• [Given problem]: Locate the string "Tailwind" throughout the material and copy every line in which it occurs.
******************************
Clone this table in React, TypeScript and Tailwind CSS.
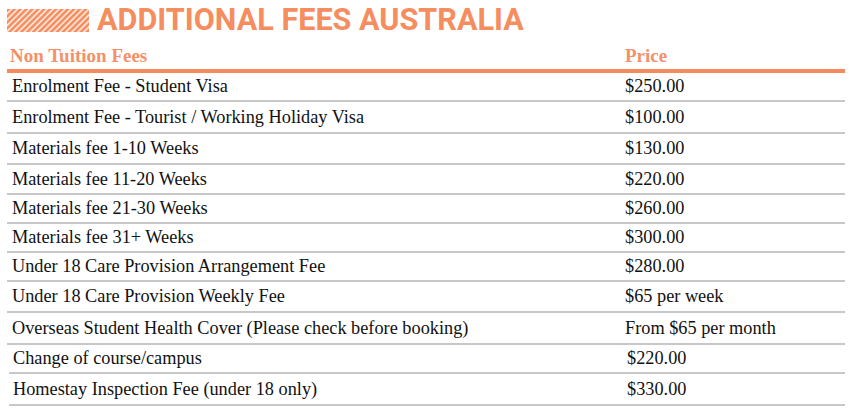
import React from 'react'

const rows = [
  { name: 'Enrolment Fee - Student Visa', price: '$250.00', h: 'h-[29px]' },
  { name: 'Enrolment Fee - Tourist / Working Holiday Visa', price: '$100.00', h: 'h-[32px]' },
  { name: 'Materials fee 1-10 Weeks', price: '$130.00', h: 'h-[31px]' },
  { name: 'Materials fee 11-20 Weeks', price: '$220.00', h: 'h-[30px]' },
  { name: 'Materials fee 21-30 Weeks', price: '$260.00', h: 'h-[29px]' },
  { name: 'Materials fee 31+ Weeks', price: '$300.00', h: 'h-[29px]' },
  { name: 'Under 18 Care Provision Arrangement Fee', price: '$280.00', h: 'h-[29px]' },
  { name: 'Under 18 Care Provision Weekly Fee', price: '$65 per week', h: 'h-[31px]' },
  { name: 'Overseas Student Health Cover (Please check before booking)', price: 'From $65 per month', h: 'h-[32px]' },
  { name: 'Change of course/campus', price: '$220.00', h: 'h-[29px]', shift: true },
  { name: 'Homestay Inspection Fee (under 18 only)', price: '$330.00', h: 'h-[32px]', shift: true },
]

function Stripes() {
  return (
    <svg width="82" height="23" className="block">
      <defs>
        <pattern id="st" width="4.2" height="4.2" patternUnits="userSpaceOnUse" patternTransform="rotate(45)">
          <rect width="2.4" height="4.2" fill="#f68d5f" />
        </pattern>
      </defs>
      <rect width="82" height="23" fill="#fde3d6" />
      <rect width="82" height="23" fill="url(#st)" />
    </svg>
  )
}

export default function App() {
  return (
    <div className="w-[850px] h-[417px] bg-white pl-[7px] pr-[5px] font-['Liberation_Serif',serif] text-[#111]">
      <div className="flex items-center gap-[8px] pt-[3px] h-[34px]">
        <div className="mt-[3px]">
          <Stripes />
        </div>
        <h1 className="origin-left scale-x-[0.956] whitespace-nowrap font-['Roboto',sans-serif] font-bold text-[32px] leading-none text-[#f68d5f]">
          ADDITIONAL FEES AUSTRALIA
        </h1>
      </div>

      <div className="flex items-end h-[35px] pb-[4px] text-[19px] leading-none text-[#f4916a] font-bold">
        <div className="w-[618px] pl-[3px]">Non Tuition Fees</div>
        <div>Price</div>
      </div>
      <div className="h-[4px] bg-[#f58a5c]" />

      {rows.map((r) => (
        <div
          key={r.name}
          className={`flex items-center border-b-2 border-[#c8c8c8] text-[18.3px] leading-none ${r.h} ${r.shift ? 'ml-[2px]' : ''}`}
        >
          <div className={r.shift ? 'w-[618px] pl-[4px]' : 'w-[618px] pl-[5px]'}>{r.name}</div>
          <div>{r.price}</div>
        </div>
      ))}
    </div>
  )
}
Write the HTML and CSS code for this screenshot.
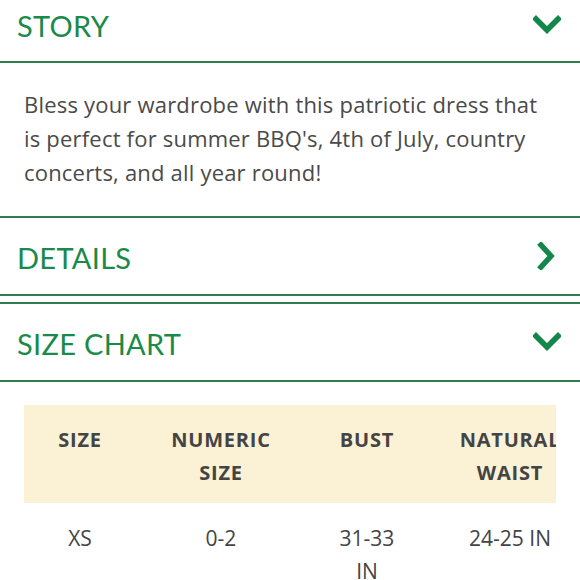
FILE: index.html
```html
<!DOCTYPE html>
<html lang="en">
<head>
<meta charset="utf-8">
<link rel="stylesheet" href="styles.css">
</head>
<body>
<div class="page">
  <section class="acc acc-first">
    <div class="acc-head">
      <h2 class="acc-title">STORY</h2>
      <svg class="chev" width="28" height="28" viewBox="0 0 28 28"><path d="M3 8 L14 19 L25 8" fill="none" stroke="currentColor" stroke-width="5.5" stroke-linecap="square"/></svg>
    </div>
    <div class="acc-body">
      <p class="story-text">Bless your wardrobe with this patriotic dress that is perfect for summer BBQ's, 4th of July, country concerts, and all year round!</p>
    </div>
  </section>
  <section class="acc acc-details">
    <div class="acc-head">
      <h2 class="acc-title">DETAILS</h2>
      <svg class="chev" width="28" height="28" viewBox="0 0 28 28"><path d="M8 3 L18 14 L8 25" fill="none" stroke="currentColor" stroke-width="5.5" stroke-linecap="square"/></svg>
    </div>
  </section>
  <section class="acc acc-chart">
    <div class="acc-head">
      <h2 class="acc-title">SIZE CHART</h2>
      <svg class="chev" width="28" height="28" viewBox="0 0 28 28"><path d="M3 8 L14 19 L25 8" fill="none" stroke="currentColor" stroke-width="5.5" stroke-linecap="square"/></svg>
    </div>
    <div class="chart">
      <div class="chart-scroll">
        <table class="size-table">
          <thead>
            <tr>
              <th class="c1">SIZE</th>
              <th class="c2">NUMERIC SIZE</th>
              <th class="c3">BUST</th>
              <th class="c4">NATURAL WAIST</th>
            </tr>
          </thead>
          <tbody>
            <tr>
              <td class="c1">XS</td>
              <td class="c2">0-2</td>
              <td class="c3">31-33 IN</td>
              <td class="c4">24-25 IN</td>
            </tr>
          </tbody>
        </table>
      </div>
    </div>
  </section>
</div>
</body>
</html>
```
FILE: styles.css
```css
html, body {
  margin: 0;
  padding: 0;
  background: #fff;
}
body {
  width: 580px;
  height: 580px;
  overflow: hidden;
  font-family: "Open Sans", "Noto Sans", sans-serif;
}
.page {
  margin-top: -12px;
}
.acc {
  border-bottom: 2px solid #2f7d4e;
}
.acc-chart {
  margin-top: 6px;
  border-top: 2px solid #2f7d4e;
  border-bottom: none;
}
.acc-head {
  box-sizing: border-box;
  height: 76px;
  display: flex;
  align-items: center;
  justify-content: space-between;
  padding: 2px 19px 0 17px;
}
.acc-first .acc-head {
  height: 73px;
}
.acc-title {
  margin: 0;
  font-family: "Lato", "Open Sans", sans-serif;
  font-size: 29px;
  font-weight: 400;
  letter-spacing: 0.3px;
  color: #1a8a4a;
}
.chev {
  display: block;
  color: #13874a;
  margin-top: -2px;
}
.acc-body {
  border-top: 2px solid #2f7d4e;
  padding: 24px 24px 27px 24px;
}
.story-text {
  margin: 0;
  font-size: 22px;
  line-height: 34px;
  letter-spacing: 0.2px;
  color: #4a4a4a;
}
.chart {
  border-top: 2px solid #2f7d4e;
  padding: 23px 24px 0 24px;
}
.chart-scroll {
  overflow: hidden;
}
.size-table {
  border-collapse: collapse;
  table-layout: fixed;
  width: 568px;
}
.size-table th,
.size-table td {
  box-sizing: border-box;
  text-align: center;
  vertical-align: top;
  line-height: 33px;
  padding: 16px 20px;
  color: #444;
}
.size-table th {
  background: #fbf1d4;
  font-size: 20px;
  font-weight: 700;
  letter-spacing: 0.8px;
  padding-top: 18px;
  padding-bottom: 14px;
}
.size-table td {
  font-size: 21px;
  font-weight: 400;
  padding-top: 19px;
}
.size-table .c1 { width: 112px; }
.size-table .c2 { width: 170px; }
.size-table .c3 { width: 122px; padding-left: 24px; padding-right: 24px; }
.size-table .c4 { width: 164px; padding-left: 8px; padding-right: 8px; }
```
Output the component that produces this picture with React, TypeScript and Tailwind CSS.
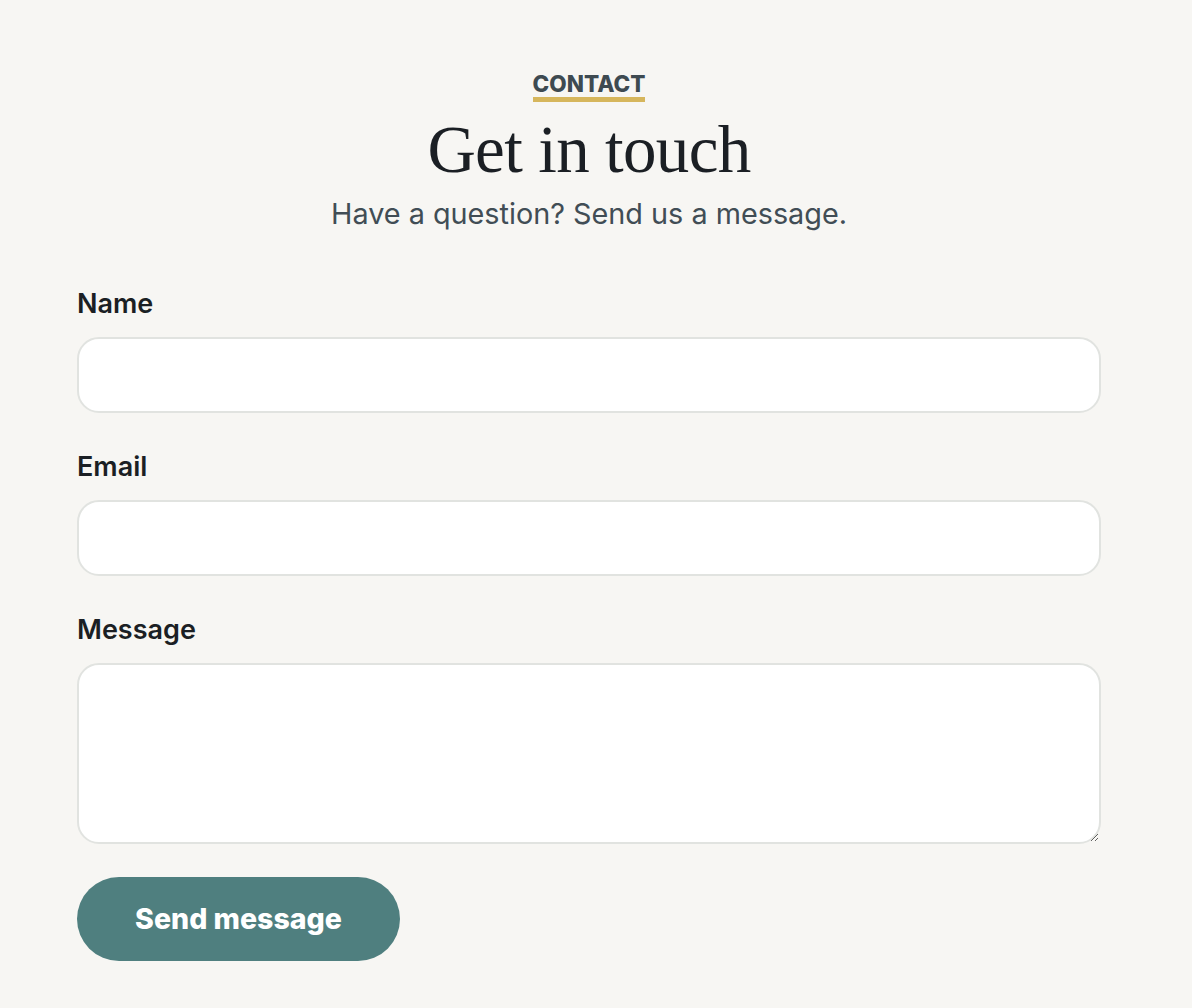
import React, { useState } from 'react';

const sans = "font-['Inter','Noto_Sans',sans-serif]";

const Field: React.FC<{ label: string; children: React.ReactNode }> = ({ label, children }) => (
  <div className="flex flex-col">
    <label className="text-[27px] leading-[36px] font-semibold text-[#1b1f24] mb-[15px]">{label}</label>
    {children}
  </div>
);

const inputCls =
  'w-full h-[76px] px-5 rounded-[22px] border-2 border-[#e1e3e0] bg-white text-[24px] text-[#1b1f24] outline-none focus:border-[#4f7f7f]';

export default function App() {
  const [form, setForm] = useState({ name: '', email: '', message: '' });

  return (
    <div className={`min-h-screen bg-[#f7f6f3] ${sans}`}>
      <section className="ml-[77px] w-[1024px] pt-[71px] pb-[47px]">
        <div className="flex flex-col items-center text-center">
          <span className="text-[22.5px] leading-[26px] font-extrabold text-[#3e4a51] border-b-[5px] border-[#d6b65c]">
            CONTACT
          </span>
          <h1 className="mt-[10px] font-['Liberation_Serif','DejaVu_Serif',serif] text-[67px] leading-[74px] tracking-[-0.01em] text-[#1b1f24]">
            Get in touch
          </h1>
          <p className="mt-[10px] text-[28.8px] leading-[36px] text-[#414d55]">Have a question? Send us a message.</p>
        </div>

        <form className="mt-[54px] flex flex-col gap-[36px]" onSubmit={e => e.preventDefault()}>
          <Field label="Name">
            <input type="text" value={form.name} onChange={e => setForm({ ...form, name: e.target.value })} className={inputCls} />
          </Field>
          <Field label="Email">
            <input type="email" value={form.email} onChange={e => setForm({ ...form, email: e.target.value })} className={inputCls} />
          </Field>
          <Field label="Message">
            <textarea
              value={form.message}
              onChange={e => setForm({ ...form, message: e.target.value })}
              className="w-full h-[181px] px-5 py-4 rounded-[22px] border-2 border-[#e1e3e0] bg-white text-[24px] text-[#1b1f24] outline-none focus:border-[#4f7f7f]"
            />
          </Field>
        </form>

        <button
          type="submit"
          className="mt-[33px] w-[323px] h-[84px] rounded-full bg-[#4f7f7f] text-white text-[28.5px] font-extrabold hover:bg-[#446f6f] transition-colors"
        >
          Send message
        </button>
      </section>
    </div>
  );
}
******************************
• [Solution for this task]:
Clone this table in React, TypeScript and Tailwind CSS.
Output the component that produces this picture with React, TypeScript and Tailwind CSS.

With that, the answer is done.